ORAM Recursive and Problems. The recursive ORAM idea in PathOram [16] is to outsource the position map to a smaller ORAM. We have \(ORAM_0, ORAM_1,...\) to represent the ORAM structures. The size of latter ORAM is smaller than the previous one which is the trick for the success of the recursive ORAM idea. Intuitively, the “smaller” idea comes from larger block size. Particularly, they set block size as \(O(\log {N})\) with constant \(\ge 2\). Obviously, this setting will result in heavy overhead and bandwidth of the scheme.

While in work [2], Chung et al. claim that the number of recursion rounds is \(O(\log N)\) in order to reduce the position map to constant, involving the process of a Markov chain-like procedure [9]. However, due to their constant block settings, their scheme may cause recursion failure because they can not reduced the size of position map in the following layers [2].

In our scheme, we resolve this by combining several blocks into one in the position map and hence reducing its size instead of relying on large block size, and show that \(O(\log _{\alpha }N)\) rounds of recursion is sufficient, where \(\alpha \) is the compress factor in each recursion layer.

Idea of Our Scheme. While we follow the basic concepts in [16], our construction has some special properties, resulting in higher efficiency of our construction. Roughly speaking, we conceptually combine Q (to be decided later) consecutive blocks into a big block, called trunk in this paper, and always assign consecutive Q blocks in a trunk to consecutive S leaf nodes. Therefore we only store N / Q position in range (1, N) each. This idea comes with a more aggressive (will be explained in details in the following sections) and efficient flush operation.Footnote 1 Thus, we improve the overhead to \(O(\log ^2N\log \log N)\) instead of \(log ^3{N}\). Also, our scheme achieves better performance than [16] when consecutive blocks are accessed which will be introduced in details in Sect. 3.6.

1.1 Our Contribution

Our scheme makes the following contributions.

Lower Computation Overheads.
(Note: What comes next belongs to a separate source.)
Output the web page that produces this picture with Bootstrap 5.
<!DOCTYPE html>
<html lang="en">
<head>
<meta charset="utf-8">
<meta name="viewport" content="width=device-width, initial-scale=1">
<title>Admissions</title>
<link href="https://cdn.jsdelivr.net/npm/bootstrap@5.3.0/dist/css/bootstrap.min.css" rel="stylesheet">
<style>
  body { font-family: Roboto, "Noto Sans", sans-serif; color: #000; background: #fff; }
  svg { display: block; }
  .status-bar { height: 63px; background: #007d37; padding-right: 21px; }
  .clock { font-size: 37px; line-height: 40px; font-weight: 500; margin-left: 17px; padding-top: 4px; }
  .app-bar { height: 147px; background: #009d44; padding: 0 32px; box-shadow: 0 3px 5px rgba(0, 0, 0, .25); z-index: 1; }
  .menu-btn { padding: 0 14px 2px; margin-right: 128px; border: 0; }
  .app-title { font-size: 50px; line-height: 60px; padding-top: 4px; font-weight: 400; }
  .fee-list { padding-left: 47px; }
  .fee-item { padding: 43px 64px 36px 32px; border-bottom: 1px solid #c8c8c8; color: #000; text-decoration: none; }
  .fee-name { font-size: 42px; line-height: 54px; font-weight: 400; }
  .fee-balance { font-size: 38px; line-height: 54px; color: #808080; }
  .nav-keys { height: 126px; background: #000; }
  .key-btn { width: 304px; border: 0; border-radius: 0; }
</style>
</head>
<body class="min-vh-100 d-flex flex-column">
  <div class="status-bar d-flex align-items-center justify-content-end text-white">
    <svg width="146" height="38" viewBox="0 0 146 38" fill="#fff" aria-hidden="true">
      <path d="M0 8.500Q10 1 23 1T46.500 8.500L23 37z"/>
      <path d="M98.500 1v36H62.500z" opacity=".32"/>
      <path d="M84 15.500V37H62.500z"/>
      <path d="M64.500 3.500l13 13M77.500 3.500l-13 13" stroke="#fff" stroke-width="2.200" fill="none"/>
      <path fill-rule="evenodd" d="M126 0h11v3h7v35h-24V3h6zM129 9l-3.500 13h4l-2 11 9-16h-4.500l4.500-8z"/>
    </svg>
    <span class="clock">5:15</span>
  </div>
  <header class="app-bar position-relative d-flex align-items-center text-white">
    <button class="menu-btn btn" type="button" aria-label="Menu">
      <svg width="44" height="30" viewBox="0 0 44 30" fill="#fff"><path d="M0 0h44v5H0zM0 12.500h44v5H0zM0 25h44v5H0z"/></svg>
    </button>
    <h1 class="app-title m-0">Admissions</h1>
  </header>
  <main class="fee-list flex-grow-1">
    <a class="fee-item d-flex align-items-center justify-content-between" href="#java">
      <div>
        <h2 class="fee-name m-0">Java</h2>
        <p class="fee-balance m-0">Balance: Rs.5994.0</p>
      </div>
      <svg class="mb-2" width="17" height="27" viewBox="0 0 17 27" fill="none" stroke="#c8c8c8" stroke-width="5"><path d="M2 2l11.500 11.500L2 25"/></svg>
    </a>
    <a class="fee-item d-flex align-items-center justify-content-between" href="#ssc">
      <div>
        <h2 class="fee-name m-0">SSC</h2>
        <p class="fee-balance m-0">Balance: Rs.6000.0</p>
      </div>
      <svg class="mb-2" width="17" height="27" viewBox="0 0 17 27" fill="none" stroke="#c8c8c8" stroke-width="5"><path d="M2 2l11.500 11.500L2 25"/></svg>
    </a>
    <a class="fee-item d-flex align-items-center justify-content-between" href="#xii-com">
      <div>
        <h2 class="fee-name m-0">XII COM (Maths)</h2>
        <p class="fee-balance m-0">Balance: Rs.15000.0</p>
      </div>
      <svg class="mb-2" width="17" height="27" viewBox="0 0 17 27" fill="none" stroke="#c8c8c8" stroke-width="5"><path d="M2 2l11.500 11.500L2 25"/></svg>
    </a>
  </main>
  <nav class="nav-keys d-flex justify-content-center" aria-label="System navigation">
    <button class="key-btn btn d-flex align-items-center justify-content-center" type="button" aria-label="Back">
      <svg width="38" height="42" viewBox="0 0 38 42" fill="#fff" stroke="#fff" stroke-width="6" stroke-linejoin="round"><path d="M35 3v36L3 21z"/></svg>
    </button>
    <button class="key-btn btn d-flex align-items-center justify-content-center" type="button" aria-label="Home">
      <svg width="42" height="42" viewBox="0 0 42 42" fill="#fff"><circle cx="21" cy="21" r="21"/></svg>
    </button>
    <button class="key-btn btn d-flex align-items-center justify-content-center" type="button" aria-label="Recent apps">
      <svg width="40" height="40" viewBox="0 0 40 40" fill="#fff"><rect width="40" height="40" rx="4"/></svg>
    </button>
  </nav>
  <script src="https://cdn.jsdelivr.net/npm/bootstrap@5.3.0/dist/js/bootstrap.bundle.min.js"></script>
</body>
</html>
In Path Oram [16], they provide the scheme with \(O(\log ^2{N})\) overhead with \(O(\log {N}) \) block size, and \(O(\log {N})\) overhead of \(O(\log ^2{N})\) block size. Therefore, it is indeed summed up to \(O(\log ^3{N})\) overhead. However, Our scheme can decrease the time overhead from \(O(\log ^3 N)\) to \(O(\log ^2N\log \log N)\) mainly from by replacing the linear storage with searchable tree structure for the stash and to avoid \(O(\log {N})\) block size.
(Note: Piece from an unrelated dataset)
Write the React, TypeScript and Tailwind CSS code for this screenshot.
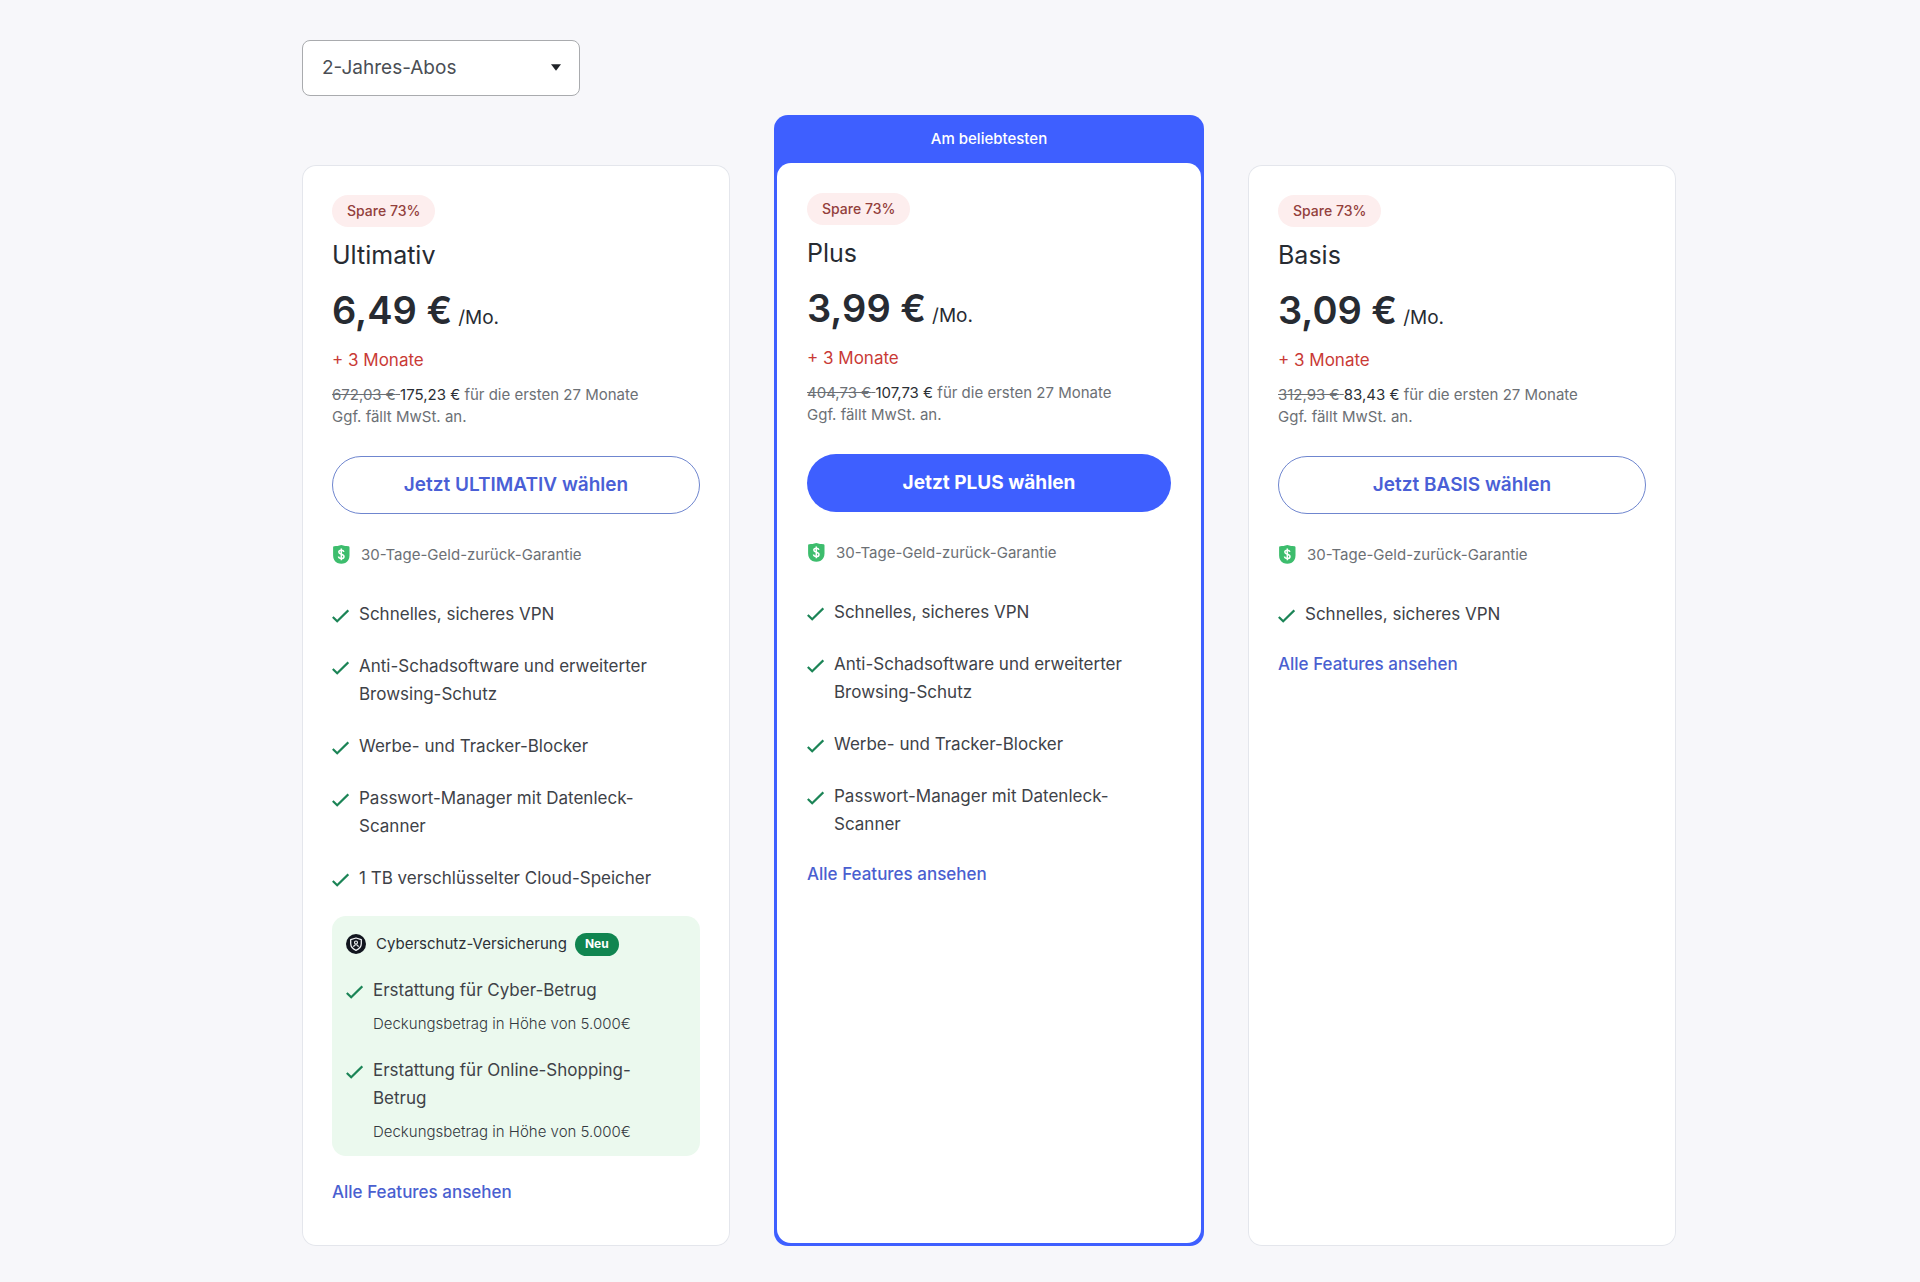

Better Performance in Continuous Access. Our scheme achieves better performance when continuous data blocks are read. In the construction of [16], if we read \(\log N\) blocks once, the time overhead will be \(O(\log ^3 N)\cdot \log N\). In contrast, in our construction, we can reduce the overhead to as small as \(O(\log ^2N\log \log N)\) when they are in the same trunk and we only have to read one path interval. In this case, we can reach amortizing \(O(\log N \log \log N)\) overhead in average, which is nearly the asymptotic lower bound according to [4].

2 Preliminaries

Notations. We use N to denote the total number of blocks that can be stored in our ORAM. The block size is denoted by \(C=O(\log N)\), and the capacity of buckets is denoted by Z, which is a constant. The height of the binary tree on the server’s side, is denoted by h which is of size \(O(\log N)\) (and the total number of leaves is \(L=O(N)\)). \(\mathtt {T}\), \(\mathtt {root}\), \(\mathtt {stash}\) and \(\mathtt {PM}\) denote the binary tree, the root of the tree, the stash and the position map respectively. The number of blocks and number of big blocks are denoted by N(b) and N(B) respectively. For any node \(\mathtt {n}\), the Z-sized bucket associated to it is denoted by \(\mathtt {n.bucket}\).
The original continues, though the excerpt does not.